» Information given
********

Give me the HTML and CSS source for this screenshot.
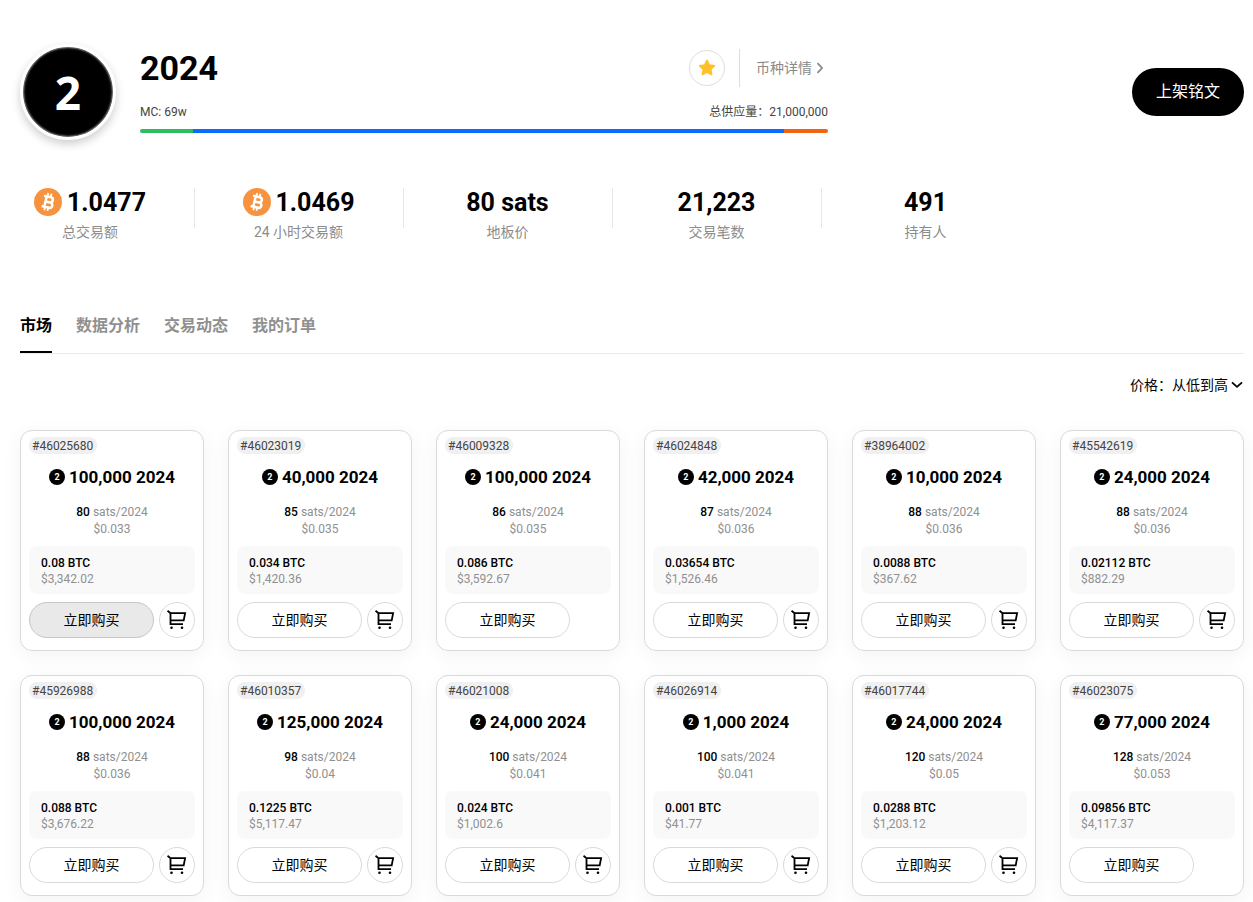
FILE: index.html
```html
<!DOCTYPE html>
<html lang="zh-CN">
<head>
<meta charset="utf-8">
<meta name="viewport" content="width=device-width, initial-scale=1">
<title>2024</title>
<link rel="stylesheet" href="styles.css">
</head>
<body>
<svg class="defs" width="0" height="0" aria-hidden="true">
  <symbol id="cart" viewBox="0 0 20 20">
    <path d="M.5 .8l3 2.400v11h12.500M3.500 3.200h14.600l-1.400 7.100H3.500" fill="none" stroke="currentColor" stroke-width="1.800"/>
    <circle cx="4.500" cy="17.800" r="1.300" fill="currentColor"/><circle cx="15" cy="17.800" r="1.300" fill="currentColor"/>
  </symbol>
  <symbol id="btc" viewBox="0 0 28 28">
    <circle cx="14" cy="14" r="14" fill="#f7923f"/>
    <g transform="rotate(13 14 14) translate(-1.400 -1.400) scale(1.100)" fill="none" stroke="#fff">
      <path d="M9.200 9.200h6.300a2.400 2.400 0 0 1 0 4.800h-3.700M9.200 18.900h6.900a2.450 2.450 0 0 0 0-4.900h-4.300M11.700 9v10" stroke-width="2.300"/>
      <path d="M12.400 6v3M15.400 6v3M12.400 19v3M15.400 19v3" stroke-width="1.600"/>
    </g>
  </symbol>
</svg>
<div class="page">
  <header class="hero">
    <div class="coin-logo">2</div>
    <div class="hero-main">
      <div class="hero-top">
        <h1>2024</h1>
        <button class="star" aria-label="收藏"><svg width="18" height="18" viewBox="0 0 18 18"><path d="M9 1.300l2.300 4.700 5.200.7-3.800 3.600.9 5.200L9 13l-4.600 2.500.9-5.200L1.500 6.700l5.200-.7z" fill="#ffc02a" stroke="#ffc02a" stroke-width="1.600" stroke-linejoin="round"/></svg></button>
        <a class="detail" href="#">币种详情<svg width="8" height="12" viewBox="0 0 8 12"><path d="M1.500 1.200L6 6l-4.500 4.800" fill="none" stroke="currentColor" stroke-width="1.800"/></svg></a>
      </div>
      <div class="meta"><span>MC: 69w</span><span>总供应量：21,000,000</span></div>
      <div class="bar"><i class="bar-green"></i><i class="bar-blue"></i><i class="bar-orange"></i></div>
    </div>
    <button class="list-btn">上架铭文</button>
  </header>

  <section class="stats">
    <div class="stat"><strong><svg width="28" height="28"><use href="#btc"/></svg>1.0477</strong><span>总交易额</span></div>
    <div class="stat"><strong><svg width="28" height="28"><use href="#btc"/></svg>1.0469</strong><span>24 小时交易额</span></div>
    <div class="stat"><strong>80 sats</strong><span>地板价</span></div>
    <div class="stat"><strong>21,223</strong><span>交易笔数</span></div>
    <div class="stat"><strong>491</strong><span>持有人</span></div>
  </section>

  <nav class="tabs">
    <a class="tab active" href="#">市场</a><a class="tab" href="#">数据分析</a><a class="tab" href="#">交易动态</a><a class="tab" href="#">我的订单</a>
  </nav>

  <div class="toolbar">
    <select class="sort" aria-label="排序"><option>价格：从低到高</option><option>价格：从高到低</option></select>
    <svg width="12" height="8" viewBox="0 0 12 8" aria-hidden="true"><path d="M1 1.300l5 4.500 5-4.500" fill="none" stroke="#000" stroke-width="1.800"/></svg>
  </div>

  <main class="grid" id="grid"></main>
</div>
<script src="cards.js"></script>
</body>
</html>
```
FILE: cards.js
```js
// id, amount, unit price in sats, unit price in dollars, total BTC, total dollars, can be added to cart
const listings = [
  ["46025680", "100,000", "80", "0.033", "0.08", "3,342.02", true],
  ["46023019", "40,000", "85", "0.035", "0.034", "1,420.36", true],
  ["46009328", "100,000", "86", "0.035", "0.086", "3,592.67", false],
  ["46024848", "42,000", "87", "0.036", "0.03654", "1,526.46", true],
  ["38964002", "10,000", "88", "0.036", "0.0088", "367.62", true],
  ["45542619", "24,000", "88", "0.036", "0.02112", "882.29", true],
  ["45926988", "100,000", "88", "0.036", "0.088", "3,676.22", true],
  ["46010357", "125,000", "98", "0.04", "0.1225", "5,117.47", true],
  ["46021008", "24,000", "100", "0.041", "0.024", "1,002.6", true],
  ["46026914", "1,000", "100", "0.041", "0.001", "41.77", true],
  ["46017744", "24,000", "120", "0.05", "0.0288", "1,203.12", true],
  ["46023075", "77,000", "128", "0.053", "0.09856", "4,117.37", false]
];

document.getElementById("grid").innerHTML = listings.map(([id, amount, sats, usd, btc, total, cart], i) => `
  <article class="card">
    <span class="tag">#${id}</span>
    <h2><span class="mini-logo">2</span>${amount} 2024</h2>
    <div class="unit"><b>${sats}</b> sats/2024</div>
    <div class="unit">$${usd}</div>
    <div class="total"><b>${btc} BTC</b><span>$${total}</span></div>
    <div class="actions">
      <button class="buy${i === 0 ? " pressed" : ""}">立即购买</button>
      ${cart ? '<button class="cart" aria-label="加入购物车"><svg width="20" height="20"><use href="#cart"/></svg></button>' : '<span class="cart-space"></span>'}
    </div>
  </article>`).join("");
```
FILE: styles.css
```css
* { box-sizing: border-box; }
body {
  margin: 0;
  background: #fff;
  color: #000;
  font: 14px/20px Roboto, "Noto Sans CJK SC", sans-serif;
}
button, select { font: inherit; color: inherit; padding: 0; cursor: pointer; }
a { color: inherit; text-decoration: none; }
svg { display: block; flex: none; }
.defs { position: absolute; }
.page { padding: 44px 9px 6px 20px; }

.hero { display: flex; align-items: center; }
.coin-logo {
  width: 96px; height: 96px; flex: none;
  display: flex; align-items: center; justify-content: center;
  border: 3px solid #fff; border-radius: 50%;
  background: #000 padding-box;
  box-shadow: 0 4px 10px rgba(0, 0, 0, .2), inset 0 0 2px 1px #888;
  color: #fff; font: bold 46px/46px "Noto Sans", sans-serif;
}
.hero-main { flex: 0 1 688px; margin: 0 24px; padding-bottom: 2px; }
.hero-top { display: flex; align-items: center; height: 38px; }
h1 { flex: 1; margin: 0; font-size: 34px; line-height: 38px; }
.star {
  width: 36px; height: 36px;
  display: flex; align-items: center; justify-content: center;
  border: 1px solid #ddd; border-radius: 50%; background: #fff;
}
.detail {
  display: flex; align-items: center; gap: 4px;
  height: 38px; margin-left: 14px; padding: 0 4px 0 16px;
  border-left: 1px solid #ddd; color: #8a8a8a;
}
.meta {
  display: flex; justify-content: space-between;
  margin: 15px 0 7px; font-size: 12px; color: #444;
}
.bar { display: flex; height: 4px; border-radius: 2px; overflow: hidden; }
.bar-green { flex: 53; background: #2cbd60; }
.bar-blue { flex: 591; background: #0a6bff; }
.bar-orange { flex: 44; background: #f2640f; }
.list-btn {
  width: 112px; height: 48px; margin-left: auto; flex: none;
  border: 0; border-radius: 24px; background: #000; color: #fff; font-size: 16px;
}

.stats { display: flex; margin-top: 48px; }
.stat {
  display: flex; flex-direction: column; align-items: center; gap: 4px;
  width: 140px; color: #8c8c8c; white-space: nowrap;
}
.stat + .stat {
  width: 175px; margin-left: 34px; padding-left: 34px;
  background: linear-gradient(#e6e6e6, #e6e6e6) 0 0 / 1px 40px no-repeat;
}
.stat strong {
  display: flex; align-items: flex-start; gap: 5px;
  color: #000; font-size: 25px; line-height: 30px;
}

.tabs {
  display: flex; gap: 24px; margin-top: 72px;
  border-bottom: 1px solid #ebebeb;
  font-size: 16px; line-height: 24px; font-weight: bold; color: #909090;
}
.tab { padding-bottom: 13px; border-bottom: 2px solid transparent; }
.tab.active { color: #000; border-color: #000; }

.toolbar { display: flex; align-items: center; justify-content: flex-end; gap: 3px; padding: 21px 1px 35px 0; }
.sort { appearance: none; border: 0; background: none; }

.grid { display: grid; grid-template-columns: repeat(6, minmax(0, 1fr)); gap: 24px; }
.card {
  padding: 6px 8px 12px;
  border: 1px solid #dadada; border-radius: 12px; background: #fff;
  box-shadow: 0 4px 20px rgba(0, 0, 0, .05);
}
.tag {
  display: block; width: max-content; padding: 1px 4px 0 3px;
  border-radius: 8px; background: #f0f0f0;
  color: #444; font-size: 12px; line-height: 16px;
}
h2 {
  display: flex; align-items: center; justify-content: center; gap: 4px;
  margin: 11px 0 15px; font-size: 17px; line-height: 24px; white-space: nowrap;
}
.mini-logo {
  width: 16px; height: 16px; border-radius: 50%;
  background: #000; color: #fff; font-size: 9px; line-height: 16px; text-align: center;
}
.unit { color: #909090; font-size: 12px; line-height: 17px; text-align: center; }
.unit b, .total b { color: #000; font-weight: 500; }
.total {
  display: grid; margin: 8px 0; padding: 9px 12px 7px;
  border-radius: 8px; background: #f9f9f9;
  color: #909090; font-size: 12px; line-height: 16px;
}
.actions { display: flex; gap: 5px; }
.buy { flex: 1; height: 36px; border: 1px solid #dadada; border-radius: 18px; background: #fff; }
.buy.pressed { background: #e9e9e9; border-color: #c6c6c6; }
.cart {
  width: 36px; height: 36px;
  display: flex; align-items: center; justify-content: center;
  border: 1px solid #dadada; border-radius: 50%; background: #fff;
}
.cart-space { width: 36px; }
```
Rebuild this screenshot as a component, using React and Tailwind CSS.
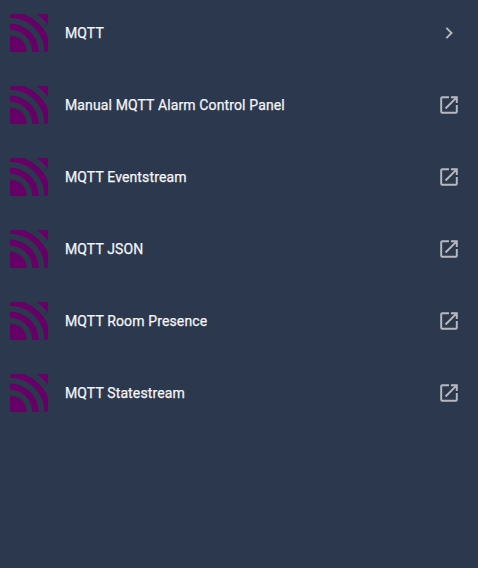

********

» Work to complete
Show every line where the string "screenshot" appears.

» Full answer
Give me the HTML and CSS source for this screenshot.
Rebuild this screenshot as a component, using React and Tailwind CSS.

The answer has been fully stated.